## PROBLEM DESCRIPTION
Restate the data word for word and leave the images out.

· · · ·

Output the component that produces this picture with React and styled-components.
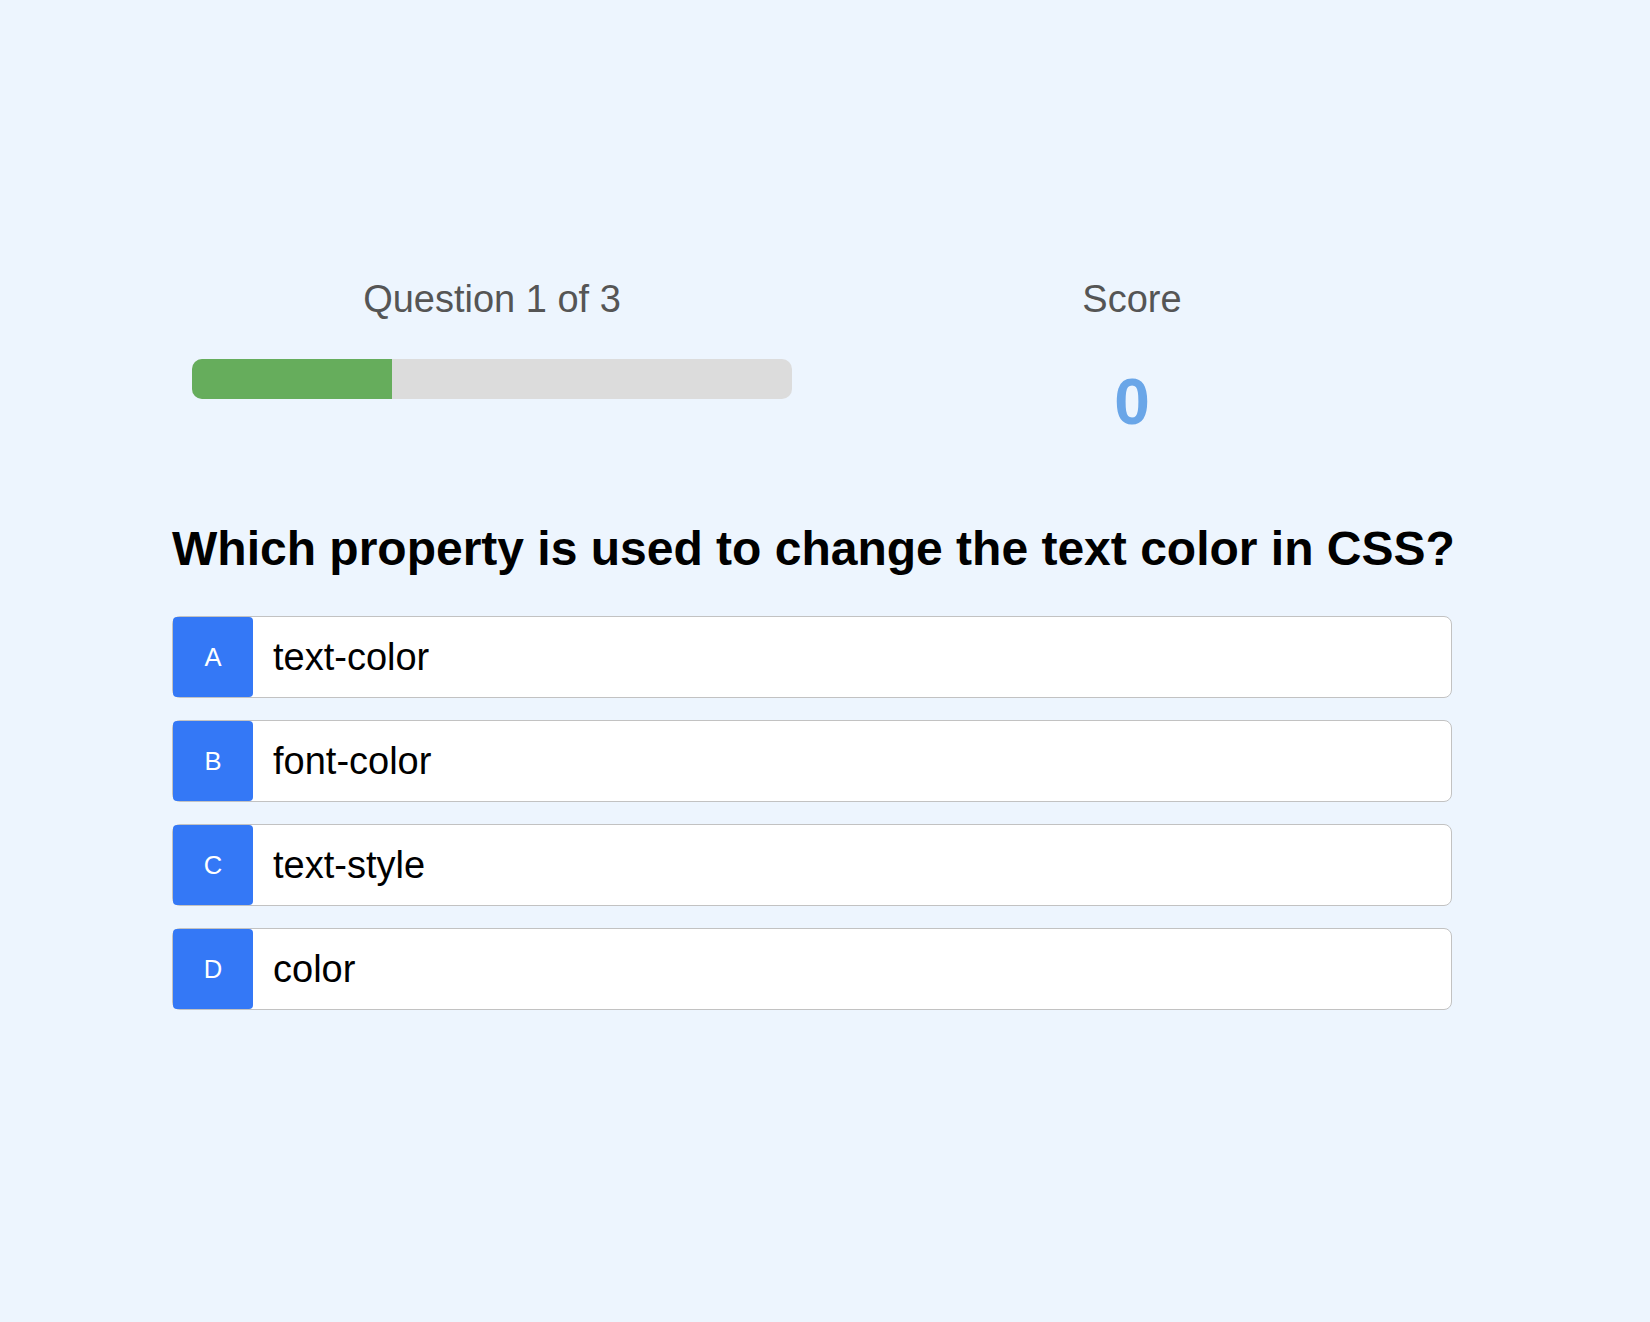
import styled, {createGlobalStyle} from 'styled-components';

const questions = [
  {
    text: 'Which property is used to change the text color in CSS?',
    options: ['text-color', 'font-color', 'text-style', 'color'],
  },
  {text: '', options: []},
  {text: '', options: []},
];

const letters = ['A', 'B', 'C', 'D'];

const App = () => {
  const current = 0;
  const score = 0;
  const question = questions[current];
  const progress = ((current + 1) / questions.length) * 100;

  return (
    <Page>
      <GlobalStyle />
      <Quiz>
        <Stats>
          <StatColumn>
            <StatLabel>
              Question {current + 1} of {questions.length}
            </StatLabel>
            <ProgressTrack>
              <ProgressFill style={{width: `${progress}%`}} />
            </ProgressTrack>
          </StatColumn>
          <StatColumn>
            <StatLabel>Score</StatLabel>
            <ScoreValue>{score}</ScoreValue>
          </StatColumn>
        </Stats>

        <QuestionTitle>{question.text}</QuestionTitle>

        <OptionList>
          {question.options.map((option, idx) => (
            <Option key={option}>
              <OptionLetter>{letters[idx]}</OptionLetter>
              <OptionText>{option}</OptionText>
            </Option>
          ))}
        </OptionList>
      </Quiz>
    </Page>
  );
};

export default App;

const GlobalStyle = createGlobalStyle`
  body {
    margin: 0;
    background: #edf5fe;
    font-family: "Liberation Sans", Arial, sans-serif;
  }
`;

const Page = styled.div`
  min-height: 1322px;
  padding-top: 277px;
  box-sizing: border-box;
`;

const Quiz = styled.div`
  width: 1280px;
  margin-left: 172px;
`;

const Stats = styled.div`
  display: grid;
  grid-template-columns: 1fr 1fr;
`;

const StatColumn = styled.div`
  display: flex;
  flex-direction: column;
  align-items: center;
`;

const StatLabel = styled.div`
  font-size: 38px;
  line-height: 44px;
  color: #555555;
`;

const ProgressTrack = styled.div`
  width: 600px;
  height: 40px;
  margin-top: 38px;
  border-radius: 10px;
  background: #dcdcdc;
  overflow: hidden;
`;

const ProgressFill = styled.div`
  height: 100%;
  background: #66ad5c;
`;

const ScoreValue = styled.div`
  margin-top: 44px;
  font-size: 64px;
  line-height: 74px;
  font-weight: bold;
  color: #6aa6e8;
`;

const QuestionTitle = styled.h2`
  margin: 82px 0 40px;
  font-size: 48px;
  line-height: 55px;
  font-weight: bold;
  white-space: nowrap;
  color: #000000;
`;

const OptionList = styled.div`
  display: flex;
  flex-direction: column;
  gap: 22px;
`;

const Option = styled.div`
  display: flex;
  align-items: center;
  height: 80px;
  border: 1px solid #c2c2c2;
  border-radius: 8px;
  background: #ffffff;
  cursor: pointer;
`;

const OptionLetter = styled.div`
  display: flex;
  align-items: center;
  justify-content: center;
  width: 80px;
  height: 80px;
  border-radius: 4px;
  background: #3478f6;
  color: #ffffff;
  font-size: 25.6px;
`;

const OptionText = styled.div`
  padding-left: 20px;
  font-size: 38px;
  color: #000000;
`;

· · · ·

## CORRECT OUTPUT
Output the component that produces this picture with React and styled-components.
import styled, {createGlobalStyle} from 'styled-components';

const questions = [
  {
    text: 'Which property is used to change the text color in CSS?',
    options: ['text-color', 'font-color', 'text-style', 'color'],
  },
  {text: '', options: []},
  {text: '', options: []},
];

const letters = ['A', 'B', 'C', 'D'];

const App = () => {
  const current = 0;
  const score = 0;
  const question = questions[current];
  const progress = ((current + 1) / questions.length) * 100;

  return (
    <Page>
      <GlobalStyle />
      <Quiz>
        <Stats>
          <StatColumn>
            <StatLabel>
              Question {current + 1} of {questions.length}
            </StatLabel>
            <ProgressTrack>
              <ProgressFill style={{width: `${progress}%`}} />
            </ProgressTrack>
          </StatColumn>
          <StatColumn>
            <StatLabel>Score</StatLabel>
            <ScoreValue>{score}</ScoreValue>
          </StatColumn>
        </Stats>

        <QuestionTitle>{question.text}</QuestionTitle>

        <OptionList>
          {question.options.map((option, idx) => (
            <Option key={option}>
              <OptionLetter>{letters[idx]}</OptionLetter>
              <OptionText>{option}</OptionText>
            </Option>
          ))}
        </OptionList>
      </Quiz>
    </Page>
  );
};

export default App;

const GlobalStyle = createGlobalStyle`
  body {
    margin: 0;
    background: #edf5fe;
    font-family: "Liberation Sans", Arial, sans-serif;
  }
`;

const Page = styled.div`
  min-height: 1322px;
  padding-top: 277px;
  box-sizing: border-box;
`;

const Quiz = styled.div`
  width: 1280px;
  margin-left: 172px;
`;

const Stats = styled.div`
  display: grid;
  grid-template-columns: 1fr 1fr;
`;

const StatColumn = styled.div`
  display: flex;
  flex-direction: column;
  align-items: center;
`;

const StatLabel = styled.div`
  font-size: 38px;
  line-height: 44px;
  color: #555555;
`;

const ProgressTrack = styled.div`
  width: 600px;
  height: 40px;
  margin-top: 38px;
  border-radius: 10px;
  background: #dcdcdc;
  overflow: hidden;
`;

const ProgressFill = styled.div`
  height: 100%;
  background: #66ad5c;
`;

const ScoreValue = styled.div`
  margin-top: 44px;
  font-size: 64px;
  line-height: 74px;
  font-weight: bold;
  color: #6aa6e8;
`;

const QuestionTitle = styled.h2`
  margin: 82px 0 40px;
  font-size: 48px;
  line-height: 55px;
  font-weight: bold;
  white-space: nowrap;
  color: #000000;
`;

const OptionList = styled.div`
  display: flex;
  flex-direction: column;
  gap: 22px;
`;

const Option = styled.div`
  display: flex;
  align-items: center;
  height: 80px;
  border: 1px solid #c2c2c2;
  border-radius: 8px;
  background: #ffffff;
  cursor: pointer;
`;

const OptionLetter = styled.div`
  display: flex;
  align-items: center;
  justify-content: center;
  width: 80px;
  height: 80px;
  border-radius: 4px;
  background: #3478f6;
  color: #ffffff;
  font-size: 25.6px;
`;

const OptionText = styled.div`
  padding-left: 20px;
  font-size: 38px;
  color: #000000;
`;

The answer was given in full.